Parent- or family-friendly work policies are pronatalist, some have argued. Feminist scholar Alena Heitlinger, for example, has claimed:
Parental leaves, childcare services, flexible work arrangements, re-entry training programs, and social security and taxation policies that do not penalize women for motherhood have been promoted as measures of equal opportunities for women, but they can be also seen as having a pronatal potential, irrespective of the increase in the birth rate being an explicit objective.
In fact, Laura Carroll (author of The Baby Matrix) argues that, in general, policies favour parents. She maintains that, given the steadily rising population rate and continued environmental degradation, government policies generally reward the wrong people: parents of large families. Instead, of giving tax relief or financial assistance to larger families, for instance, people should be rewarded for not reproducing or for having smaller families. By way of example, Carroll suggests parent carbon tax or providing adoptive parents with larger tax exemptions and parents with only one bio-kid a nominal exemption.
With regard to workplace policies specifically, Heitlinger, and other feminists, suggest that making work-life balance easier for parents—sometimes at the expense of ‘non-parents’—inadvertently encourages people to have children, or at least makes it easier. In short, these policies are pro-natalist.
The issue of course, as feminist studies have long highlighted is that the ideal worker is childfree, which historically has also meant male, and most family-friendly workplace policies emerged in response to women’s entry into the workplace, as Heitlinger points out above. Motherhood has often acted as a barrier to paid employment, particularly when women in partnerships with men are expected to fulfill the traditional caregiver role and were forced to choose between a career and parenthood.

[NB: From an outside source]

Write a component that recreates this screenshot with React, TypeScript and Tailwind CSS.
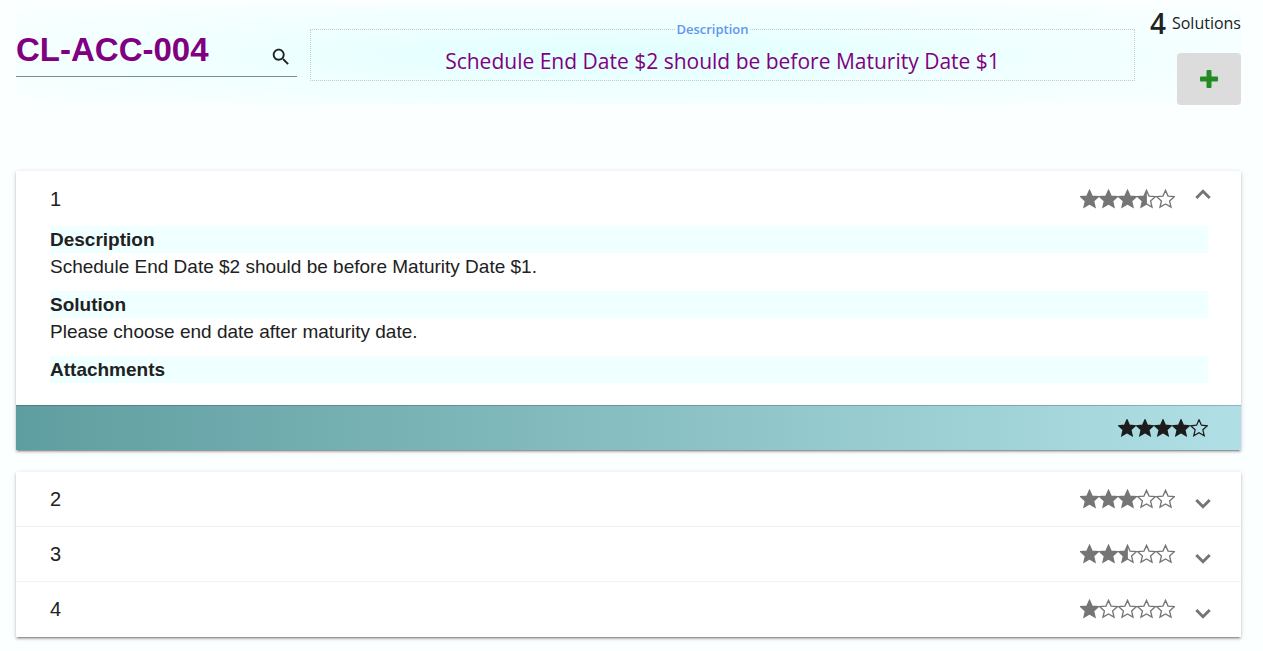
import { useState } from "react";

const STAR =
  "M10 0.9 L12.7 6.9 L19.3 7.5 L14.3 12 L15.8 18.6 L10 15.2 L4.2 18.6 L5.7 12 L0.7 7.5 L7.3 6.9 Z";

function Star({ fill }: { fill: number }) {
  return (
    <svg viewBox="0 0 20 20" className="size-full" aria-hidden="true">
      <path d={STAR} fill="none" stroke="currentColor" strokeWidth="1.4" />
      {fill === 1 && <path d={STAR} fill="currentColor" />}
      {fill === 0.5 && (
        <path
          d="M10.4 0.9 L10.4 15.2 L4.2 18.6 L5.7 12 L0.7 7.5 L7.3 6.9 Z"
          fill="currentColor"
        />
      )}
    </svg>
  );
}

function fillAt(value: number, index: number) {
  return Math.max(0, Math.min(1, value - index));
}

function Rating({ value }: { value: number }) {
  return (
    <span role="img" aria-label={`${value} of 5 stars`} className="flex text-[#757575]">
      {[0, 1, 2, 3, 4].map((i) => (
        <span key={i} className="h-5 w-[19px]">
          <Star fill={fillAt(value, i)} />
        </span>
      ))}
    </span>
  );
}

function RatingInput() {
  const [value, setValue] = useState(4);
  return (
    <div className="flex text-[#1c1c1c]">
      {[0, 1, 2, 3, 4].map((i) => (
        <button
          key={i}
          type="button"
          aria-label={`Rate ${i + 1}`}
          onClick={() => setValue(i + 1)}
          className="h-[18px] w-[18px]"
        >
          <Star fill={fillAt(value, i)} />
        </button>
      ))}
    </div>
  );
}

function Chevron({ up = false }: { up?: boolean }) {
  return (
    <svg
      viewBox="0 0 24 24"
      className="size-6 fill-none stroke-[#757575] stroke-[3px]"
      aria-hidden="true"
    >
      <path d={up ? "M5.3 15 L12 8.3 L18.7 15" : "M5.3 9 L12 15.7 L18.7 9"} />
    </svg>
  );
}

const PANEL =
  "bg-white shadow-[0px_3px_1px_-2px_rgba(0,0,0,0.2),0px_2px_2px_0px_rgba(0,0,0,0.2),0px_1px_5px_0px_rgba(0,0,0,0.14)]";

function Section({ title, text }: { title: string; text?: string }) {
  return (
    <section className="mb-[11px] text-[19px] leading-[27px]">
      <h2 className="bg-[#f0ffff] font-bold">{title}</h2>
      {text && <p>{text}</p>}
    </section>
  );
}

const OTHERS = [
  { id: 2, rating: 3 },
  { id: 3, rating: 2.5 },
  { id: 4, rating: 1 },
];

export default function App() {
  const [code, setCode] = useState("CL-ACC-004");
  const [open, setOpen] = useState(true);
  return (
    <main className="min-h-screen bg-[#fbffff] pt-[5px] pr-[22px] pl-4 font-['Liberation_Sans',Arial,sans-serif] text-[#212121]">
      <header className="flex h-[100px] items-start bg-[radial-gradient(ellipse,#e0ffff,#f0ffff,#fbffff)]">
        <div className="mt-4 flex h-14 w-[281px] items-center border-b border-[#7f8c8c]">
          <input
            aria-label="Error code"
            value={code}
            onChange={(e) => setCode(e.target.value)}
            className="min-w-0 flex-1 bg-transparent pt-0.5 text-[33px] font-bold text-[#800080] outline-none"
          />
          <button type="button" aria-label="Search" className="mt-4 mr-1 grid size-6 place-items-center">
            <svg viewBox="0 0 24 24" className="size-[22px] fill-[#212121]" aria-hidden="true">
              <path d="M15.5 14h-.79l-.28-.27C15.41 12.59 16 11.11 16 9.5 16 5.91 13.09 3 9.5 3S3 5.91 3 9.5 5.91 16 9.5 16c1.61 0 3.09-.59 4.23-1.57l.27.28v.79l5 4.99L20.49 19l-4.99-5zm-6 0C7.01 14 5 11.99 5 9.5S7.01 5 9.5 5 14 7.01 14 9.5 11.99 14 9.5 14z" />
            </svg>
          </button>
        </div>
        <fieldset className="mt-3 ml-[13px] h-16 min-w-0 flex-1 border border-dotted border-[#c8c8c8] px-0 text-center font-['Open_Sans',sans-serif]">
          <legend className="mr-auto ml-[44.4%] h-6 text-[13px] leading-6 font-semibold text-[#6495ed]">
            Description
          </legend>
          <p className="text-[21px] leading-10 text-[#800080]">
            Schedule End Date $2 should be before Maturity Date $1
          </p>
        </fieldset>
        <div className="flex w-[106px] flex-col items-end font-['Open_Sans',sans-serif]">
          <p className="flex h-12 items-start gap-1.5 leading-9">
            <span className="text-[28px] font-semibold">4</span>
            <span className="text-base leading-9">Solutions</span>
          </p>
          <button
            type="button"
            aria-label="Add solution"
            className="grid h-[52px] w-16 place-items-center rounded bg-[#dcdcdc]"
          >
            <svg viewBox="0 0 18 18" className="size-[18px] fill-[#228b22]" aria-hidden="true">
              <rect x="6.5" y="0" width="5" height="18" rx="1" />
              <rect x="0" y="6.5" width="18" height="5" rx="1" />
            </svg>
          </button>
        </div>
      </header>

      <article className={`mt-[66px] ${PANEL}`}>
        <button
          type="button"
          aria-expanded={open}
          onClick={() => setOpen(!open)}
          className="flex h-[55px] w-full items-center pr-[26px] pl-[34px] text-left"
        >
          <span className="flex-1 text-xl">1</span>
          <Rating value={3.5} />
          <span className="mb-2 ml-4">
            <Chevron up={open} />
          </span>
        </button>
        {open && (
          <>
            <div className="pr-[33px] pb-[11px] pl-[34px]">
              <Section title="Description" text="Schedule End Date $2 should be before Maturity Date $1." />
              <Section title="Solution" text="Please choose end date after maturity date." />
              <Section title="Attachments" />
            </div>
            <footer className="flex h-[45px] items-center justify-end border-t border-black/20 bg-linear-to-r from-[#5f9ea0] to-[#b0e0e6] pr-[33px]">
              <RatingInput />
            </footer>
          </>
        )}
      </article>

      <ul className={`mt-[22px] ${PANEL}`}>
        {OTHERS.map((s) => (
          <li key={s.id} className="border-b border-[#f2f2f2] last:border-white">
            <button type="button" className="flex h-[54px] w-full items-center pr-[26px] pl-[34px] text-left">
              <span className="flex-1 text-xl">{s.id}</span>
              <Rating value={s.rating} />
              <span className="mt-2 ml-4">
                <Chevron />
              </span>
            </button>
          </li>
        ))}
      </ul>
    </main>
  );
}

The question then is whether altering or removing parent-friendly policies could mean re/marginalising women. Many women in heterosexual partnerships, in South Africa at any rate, still do the bulk caregiving. One could also question how would sole or same-gender parents could be affected?
Some say that we have moved beyond these kinds of gender politics. They argue that benefits and policies–like paid parental leave or flexi-time and telecommuting for parents–are fundamentally unfair, especially when others at work are required to pick up the slack. For example, in a forum discussion on The Childfree Life someone maintained that “You [as a childfree person] should not have to experience different treatment because you made a different choice” (Personal Communication, 2012). An article from BBC News quotes ‘non-parents’ responses to a survey about family-friendly policies as follows:
One manager told the [researchers]: “I do not have children and sometimes resent the emphasis put on people who do being the only ones who want more time at home. I have commitments and a life too, and I would like family-friendly policies to be home-friendly policies instead.”
A woman manager … said: “People who don’t have children resent the things they miss out on, such as maternity/paternity leave, and sick leave taken as a result of problems with children.”
Another manager said: “People who choose not to have families do so for good reasons and it is unfair to burden them with additional work so others can have additional benefits.”
Perhaps the answer is thinking more broadly about what ‘family’ means. A broader understanding of what counts as family, would mean that family-friendly policies could be extended to a range of people beyond parents only. This could potentially affect the gross disparity in parent leave in South Africa (the 4 months maternity leave for mothers versus the 2 weeks paternity leave for fathers).